What do you mean by “large-scale data?”
Driscoll: Small data is data that can fit in RAM [random-access memory], in-memory, on your desktop. Medium data is data that can fit on single machine. So, small data is from 0 to 10 gigs; medium data is from 100 gigs to a terabyte and can fit on single hard drive. Big data is data that cannot fit on a single machine; it must be distributed over many machines. Ultimately, if you want to do big data analytics, you’ve got to find a way to write distributed algorithms that also run in parallel over many machines. That’s effectively what Hadoop is -- a platform for doing distributed computing.
We’ve talked about open source tools with Hadoop and Mahout. Why are data scientists drawn to them?

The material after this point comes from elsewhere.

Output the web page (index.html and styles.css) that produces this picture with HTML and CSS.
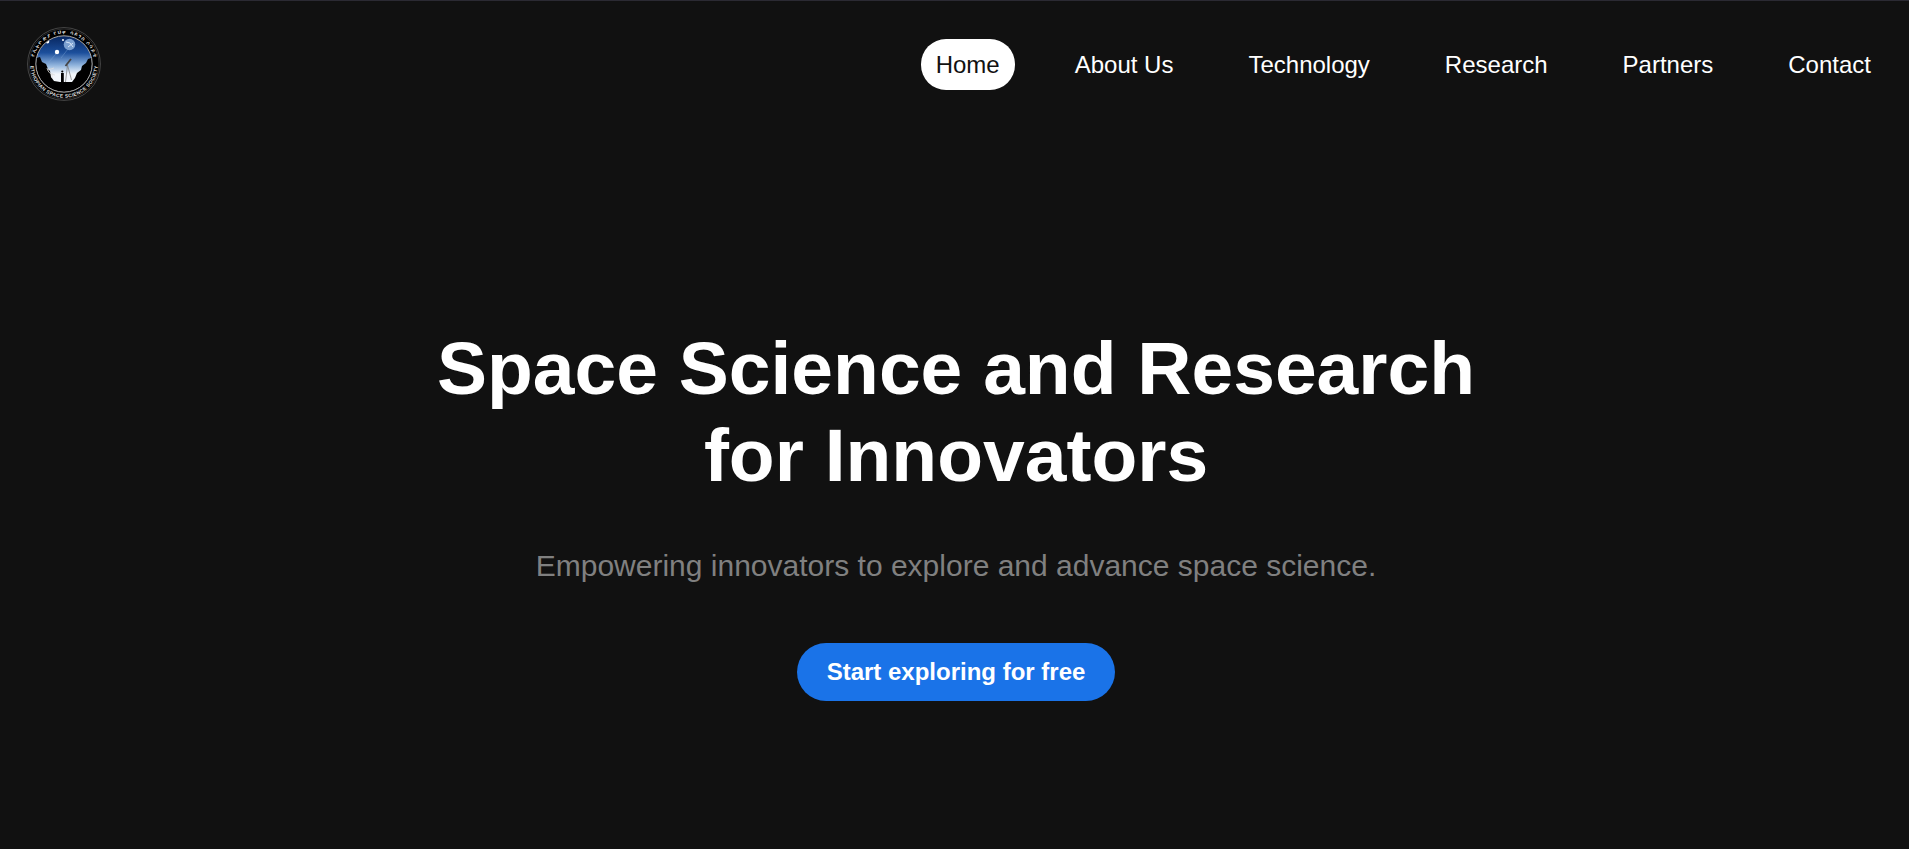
FILE: index.html
```html
<!DOCTYPE html>
<html lang="en">
<head>
<meta charset="utf-8">
<title>Ethiopian Space Science Society</title>
<link rel="stylesheet" href="styles.css">
</head>
<body>
<header class="header">
  <a class="logo" href="#">
    <svg viewBox="0 0 74 74" width="74" height="74" role="img" aria-label="Ethiopian Space Science Society">
      <defs>
        <linearGradient id="sky" x1="0" y1="0" x2="0" y2="1">
          <stop offset="0" stop-color="#07265f"/>
          <stop offset=".3" stop-color="#1c4f9c"/>
          <stop offset=".52" stop-color="#8fb3dc"/>
          <stop offset=".68" stop-color="#f2f6fb"/>
        </linearGradient>
        <clipPath id="disc"><circle cx="37" cy="37" r="28"/></clipPath>
        <path id="arc-top" d="M6.6 37A30.4 30.4 0 0 1 67.4 37"/>
        <path id="arc-bottom" d="M3.2 37A33.8 33.8 0 0 0 70.8 37"/>
      </defs>
      <circle cx="37" cy="37" r="36.4" fill="#000" stroke="#666" stroke-width=".7"/>
      <circle cx="37" cy="37" r="35" fill="none" stroke="#555" stroke-width=".5"/>
      <g clip-path="url(#disc)">
        <rect x="9" y="9" width="56" height="56" fill="url(#sky)"/>
        <circle cx="42.5" cy="17.5" r="5.8" fill="#7ba0d0"/>
        <path d="M39 15l4 1 3 4M41 20l5-4" stroke="#d5e3f5" fill="none"/>
        <circle cx="30" cy="25" r="2.2" fill="#fff"/>
        <circle cx="20.5" cy="14.8" r="1.8" fill="#fff"/>
        <circle cx="36" cy="13" r="1" fill="#fff"/>
        <path d="M29 27l-8 9M41 22l-7 9" stroke="#7fa6d6" stroke-width=".4"/>
        <path d="M9 31l4-1 2 5 4 2 2 5 2 2 1 6 3 4 6 1h12l3-4 2-5 4-3 1-4 4-3 2-4 6-2v37H9z" fill="#000"/>
        <path d="M20 41q1 6 8 7M21 43l6-2M25 46v5" stroke="#ddd" stroke-width=".8" fill="none"/>
        <path d="M44 32l-5.5 7" stroke="#444" stroke-width="1.8"/>
        <path d="M40.5 38l-2 17M40.500 38l4 15" stroke="#777" stroke-width=".7"/>
        <circle cx="35.3" cy="44.500" r="1.1"/>
        <path d="M34 46h2.800v10h-2.800z"/>
      </g>
      <circle cx="37" cy="37" r="28.2" fill="none" stroke="#bbb" stroke-width=".9"/>
      <text class="logo-text logo-text-top"><textPath href="#arc-top" startOffset="50%" textLength="82">የኢትዮጵያ የህዋ ሳይንስ ሶሳይቲ</textPath></text>
      <text class="logo-text"><textPath href="#arc-bottom" startOffset="50%" textLength="102">ETHIOPIAN SPACE SCIENCE SOCIETY</textPath></text>
    </svg>
  </a>
  <nav class="nav">
    <a class="nav-link active" href="#">Home</a>
    <a class="nav-link" href="#">About Us</a>
    <a class="nav-link" href="#">Technology</a>
    <a class="nav-link" href="#">Research</a>
    <a class="nav-link" href="#">Partners</a>
    <a class="nav-link" href="#">Contact</a>
  </nav>
</header>
<main class="hero">
  <h1 class="hero-title">Space Science and Research<br>for Innovators</h1>
  <p class="hero-subtitle">Empowering innovators to explore and advance space science.</p>
  <a class="cta" href="#">Start exploring for free</a>
</main>
</body>
</html>
```

FILE: styles.css
```css
* {
  box-sizing: border-box;
}

body {
  margin: 0;
  height: 849px;
  overflow: hidden;
  border-top: 1px solid #2b2a33;
  background: #111;
  color: #fff;
  font-family: Arial, "Liberation Sans", sans-serif;
}

.header {
  display: flex;
  align-items: center;
  justify-content: space-between;
  height: 127px;
  padding: 0 23px 0 27px;
}

.logo,
.logo svg {
  display: block;
}

.logo {
  margin-bottom: 2px;
}

.logo-text {
  fill: #ddd;
  font-size: 5px;
  font-weight: bold;
  text-anchor: middle;
}

.logo-text-top {
  font-size: 5.2px;
}

.nav {
  display: flex;
  gap: 45px;
}

.nav-link {
  padding: 12px 15px;
  border-radius: 25px;
  color: #fff;
  font-size: 24px;
  line-height: 27px;
  text-decoration: none;
}

.nav-link.active {
  background: #fff;
  color: #111;
}

.hero {
  display: flex;
  flex-direction: column;
  align-items: center;
  padding: 197px 0 0 3px;
  text-align: center;
}

.hero-title {
  margin: 0;
  font-size: 75px;
  line-height: 87px;
}

.hero-subtitle {
  margin: 50px 0 0;
  color: #808080;
  font-size: 30px;
  line-height: 34px;
}

.cta {
  margin-top: 60px;
  padding: 15px 30px;
  border-radius: 29px;
  background: #1a73e8;
  color: #fff;
  font-size: 24px;
  font-weight: bold;
  line-height: 28px;
  text-decoration: none;
}
```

The most popular tool for data science -- both open source and commercial source -- these days is R, which is an environment for statistical computing and data visualization. There are a few reasons why open source has such a draw for data scientists. One is that with R, there is a large community of individuals both in academia and in industry that use R. Many of the users have created libraries that allow someone to use a new clustering algorithm or to find a better way of doing a logistic regression or a faster method for identifying statistical anomalies. All of these libraries created by users of the tool are shared freely. Right now R has thousands of these libraries that are made available through a website called CRAN -- the Comprehensive R Archive Network.
I think the draw is that data science like regular science advances most quickly when it’s done in the open. Because this field is changing so quickly, the open source community is one that is able to disseminate new ideas and new approaches so new techniques can flow quickly between practitioners. Conversely, if you look at tools such as Matlab or SAS, the time it takes for a new algorithm to be discovered and implemented in a commercial piece of software can be months. Commercial software, by its very nature, is going to move much more slowly in adoption than open source.